**ENTRIES SUPPLIED:**
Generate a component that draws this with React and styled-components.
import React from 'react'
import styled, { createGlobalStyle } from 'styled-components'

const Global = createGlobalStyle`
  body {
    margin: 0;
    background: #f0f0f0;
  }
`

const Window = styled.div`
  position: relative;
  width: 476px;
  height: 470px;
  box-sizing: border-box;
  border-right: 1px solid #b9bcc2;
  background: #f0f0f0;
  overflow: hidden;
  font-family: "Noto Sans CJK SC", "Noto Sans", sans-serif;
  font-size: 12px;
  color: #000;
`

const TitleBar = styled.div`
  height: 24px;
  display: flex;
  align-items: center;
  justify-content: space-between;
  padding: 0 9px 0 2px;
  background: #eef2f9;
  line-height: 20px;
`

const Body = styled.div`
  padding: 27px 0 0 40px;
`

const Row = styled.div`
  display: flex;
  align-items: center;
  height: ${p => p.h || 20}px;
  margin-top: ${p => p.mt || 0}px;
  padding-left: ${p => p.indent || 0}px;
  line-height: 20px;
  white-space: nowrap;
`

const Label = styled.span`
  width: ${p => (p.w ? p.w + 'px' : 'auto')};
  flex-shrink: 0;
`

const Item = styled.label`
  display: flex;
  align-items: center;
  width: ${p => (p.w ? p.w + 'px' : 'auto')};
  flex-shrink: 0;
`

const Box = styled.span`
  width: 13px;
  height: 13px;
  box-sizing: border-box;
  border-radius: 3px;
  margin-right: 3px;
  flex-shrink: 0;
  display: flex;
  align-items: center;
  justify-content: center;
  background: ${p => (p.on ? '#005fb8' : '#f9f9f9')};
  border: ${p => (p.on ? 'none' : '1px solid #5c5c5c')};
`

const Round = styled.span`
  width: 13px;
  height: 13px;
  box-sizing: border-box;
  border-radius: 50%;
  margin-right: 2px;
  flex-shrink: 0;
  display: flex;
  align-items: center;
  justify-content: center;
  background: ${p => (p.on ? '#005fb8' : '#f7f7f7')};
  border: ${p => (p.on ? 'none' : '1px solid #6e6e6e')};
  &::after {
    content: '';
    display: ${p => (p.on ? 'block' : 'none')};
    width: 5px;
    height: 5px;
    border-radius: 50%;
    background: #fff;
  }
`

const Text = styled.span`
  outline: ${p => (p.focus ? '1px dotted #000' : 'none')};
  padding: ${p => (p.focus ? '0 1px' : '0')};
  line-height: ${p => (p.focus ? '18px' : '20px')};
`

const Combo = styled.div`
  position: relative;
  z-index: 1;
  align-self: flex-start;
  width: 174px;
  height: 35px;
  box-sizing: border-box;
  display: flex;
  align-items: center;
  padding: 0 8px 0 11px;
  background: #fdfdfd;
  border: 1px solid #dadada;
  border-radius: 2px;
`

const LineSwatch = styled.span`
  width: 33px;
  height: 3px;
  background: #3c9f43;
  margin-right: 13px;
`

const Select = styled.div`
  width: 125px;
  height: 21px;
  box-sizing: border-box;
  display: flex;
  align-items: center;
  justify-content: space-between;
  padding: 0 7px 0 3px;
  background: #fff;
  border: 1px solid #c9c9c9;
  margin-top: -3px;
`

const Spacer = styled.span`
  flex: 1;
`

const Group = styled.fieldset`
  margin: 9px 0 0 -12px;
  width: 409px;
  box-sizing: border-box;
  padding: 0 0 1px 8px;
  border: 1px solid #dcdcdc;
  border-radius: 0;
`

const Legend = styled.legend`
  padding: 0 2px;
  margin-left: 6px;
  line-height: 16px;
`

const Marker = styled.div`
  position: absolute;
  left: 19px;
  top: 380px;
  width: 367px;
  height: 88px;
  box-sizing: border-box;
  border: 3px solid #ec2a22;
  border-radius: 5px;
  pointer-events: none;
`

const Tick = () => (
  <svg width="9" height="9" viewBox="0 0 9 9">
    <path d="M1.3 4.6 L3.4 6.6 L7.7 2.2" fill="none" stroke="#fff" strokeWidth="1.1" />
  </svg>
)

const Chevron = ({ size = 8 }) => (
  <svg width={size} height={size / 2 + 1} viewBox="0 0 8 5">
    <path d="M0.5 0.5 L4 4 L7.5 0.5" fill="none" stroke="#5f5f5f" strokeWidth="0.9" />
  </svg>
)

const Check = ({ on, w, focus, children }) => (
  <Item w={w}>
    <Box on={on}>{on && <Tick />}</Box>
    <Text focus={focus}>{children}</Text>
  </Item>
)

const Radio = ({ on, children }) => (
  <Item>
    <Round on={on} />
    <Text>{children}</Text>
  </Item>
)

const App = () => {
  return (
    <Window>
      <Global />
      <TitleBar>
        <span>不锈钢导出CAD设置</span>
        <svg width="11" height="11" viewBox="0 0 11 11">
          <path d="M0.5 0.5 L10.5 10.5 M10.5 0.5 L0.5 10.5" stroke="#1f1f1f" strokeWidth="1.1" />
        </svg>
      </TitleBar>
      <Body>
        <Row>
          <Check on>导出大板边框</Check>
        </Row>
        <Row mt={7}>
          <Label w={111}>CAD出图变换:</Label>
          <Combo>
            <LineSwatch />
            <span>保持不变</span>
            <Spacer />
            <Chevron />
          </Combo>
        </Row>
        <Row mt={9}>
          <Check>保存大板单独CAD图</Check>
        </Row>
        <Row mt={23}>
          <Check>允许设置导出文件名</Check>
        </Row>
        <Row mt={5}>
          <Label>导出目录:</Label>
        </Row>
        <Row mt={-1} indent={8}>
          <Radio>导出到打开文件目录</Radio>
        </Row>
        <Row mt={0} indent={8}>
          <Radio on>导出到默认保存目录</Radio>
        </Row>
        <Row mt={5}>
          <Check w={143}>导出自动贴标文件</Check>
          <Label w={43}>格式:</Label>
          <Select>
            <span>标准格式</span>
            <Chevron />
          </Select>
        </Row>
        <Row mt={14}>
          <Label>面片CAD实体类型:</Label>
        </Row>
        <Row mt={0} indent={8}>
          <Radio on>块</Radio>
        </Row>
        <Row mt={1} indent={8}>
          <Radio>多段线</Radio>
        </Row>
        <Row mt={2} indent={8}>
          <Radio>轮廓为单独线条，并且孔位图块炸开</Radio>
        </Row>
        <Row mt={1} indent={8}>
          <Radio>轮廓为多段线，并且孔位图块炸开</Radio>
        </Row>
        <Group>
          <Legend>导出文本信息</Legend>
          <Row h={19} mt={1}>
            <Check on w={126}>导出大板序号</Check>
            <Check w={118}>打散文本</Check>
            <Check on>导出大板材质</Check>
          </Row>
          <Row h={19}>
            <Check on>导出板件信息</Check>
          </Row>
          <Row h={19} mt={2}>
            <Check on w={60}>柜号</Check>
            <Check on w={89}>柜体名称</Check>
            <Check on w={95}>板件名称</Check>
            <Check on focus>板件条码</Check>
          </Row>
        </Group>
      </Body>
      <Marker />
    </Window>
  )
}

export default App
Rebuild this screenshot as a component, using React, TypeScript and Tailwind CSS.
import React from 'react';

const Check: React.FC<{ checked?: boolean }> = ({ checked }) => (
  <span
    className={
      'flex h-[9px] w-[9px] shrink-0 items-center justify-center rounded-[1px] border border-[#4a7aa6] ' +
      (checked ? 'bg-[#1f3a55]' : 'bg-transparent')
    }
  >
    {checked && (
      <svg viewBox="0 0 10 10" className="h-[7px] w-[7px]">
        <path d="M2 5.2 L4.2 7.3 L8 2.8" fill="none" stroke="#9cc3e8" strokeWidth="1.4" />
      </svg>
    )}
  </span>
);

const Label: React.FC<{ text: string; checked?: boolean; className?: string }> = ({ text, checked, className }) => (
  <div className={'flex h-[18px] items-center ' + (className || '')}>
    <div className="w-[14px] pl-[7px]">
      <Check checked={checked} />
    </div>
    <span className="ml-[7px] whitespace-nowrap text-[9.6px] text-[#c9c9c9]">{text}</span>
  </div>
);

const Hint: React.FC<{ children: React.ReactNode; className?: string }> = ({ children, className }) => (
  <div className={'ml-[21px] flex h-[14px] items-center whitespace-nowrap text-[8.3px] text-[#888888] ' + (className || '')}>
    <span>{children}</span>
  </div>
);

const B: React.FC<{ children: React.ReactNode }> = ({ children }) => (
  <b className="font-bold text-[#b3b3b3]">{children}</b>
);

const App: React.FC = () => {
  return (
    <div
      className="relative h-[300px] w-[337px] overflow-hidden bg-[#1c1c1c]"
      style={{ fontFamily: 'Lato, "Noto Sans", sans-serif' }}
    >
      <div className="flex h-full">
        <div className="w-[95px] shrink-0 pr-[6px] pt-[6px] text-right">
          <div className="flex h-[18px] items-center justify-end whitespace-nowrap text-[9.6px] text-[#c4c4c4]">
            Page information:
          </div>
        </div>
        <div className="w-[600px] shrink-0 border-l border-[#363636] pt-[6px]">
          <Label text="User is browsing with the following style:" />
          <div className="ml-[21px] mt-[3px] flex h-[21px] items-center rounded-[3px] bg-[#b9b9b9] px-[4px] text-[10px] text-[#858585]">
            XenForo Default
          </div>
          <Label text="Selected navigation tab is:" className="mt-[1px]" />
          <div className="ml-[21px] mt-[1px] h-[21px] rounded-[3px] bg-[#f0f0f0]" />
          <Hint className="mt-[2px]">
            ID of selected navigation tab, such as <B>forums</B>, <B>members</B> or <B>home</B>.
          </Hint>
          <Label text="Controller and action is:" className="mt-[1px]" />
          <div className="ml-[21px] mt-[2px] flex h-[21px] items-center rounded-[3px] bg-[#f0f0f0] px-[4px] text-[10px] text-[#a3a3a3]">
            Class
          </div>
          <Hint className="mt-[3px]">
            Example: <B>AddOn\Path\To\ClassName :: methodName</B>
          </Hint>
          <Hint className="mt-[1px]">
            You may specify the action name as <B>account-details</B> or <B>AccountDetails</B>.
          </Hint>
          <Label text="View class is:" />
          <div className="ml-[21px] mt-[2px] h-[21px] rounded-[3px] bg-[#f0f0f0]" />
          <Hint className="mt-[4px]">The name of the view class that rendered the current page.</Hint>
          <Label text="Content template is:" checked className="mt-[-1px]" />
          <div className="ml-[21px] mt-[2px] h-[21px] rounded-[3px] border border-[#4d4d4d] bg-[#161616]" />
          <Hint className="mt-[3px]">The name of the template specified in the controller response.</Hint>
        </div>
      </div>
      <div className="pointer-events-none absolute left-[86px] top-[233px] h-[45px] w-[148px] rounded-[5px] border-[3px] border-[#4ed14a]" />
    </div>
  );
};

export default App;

**DO THIS:**
Say, as a number only, how many lines of the data contain "components".

**SOLUTION TO THIS TASK:**
2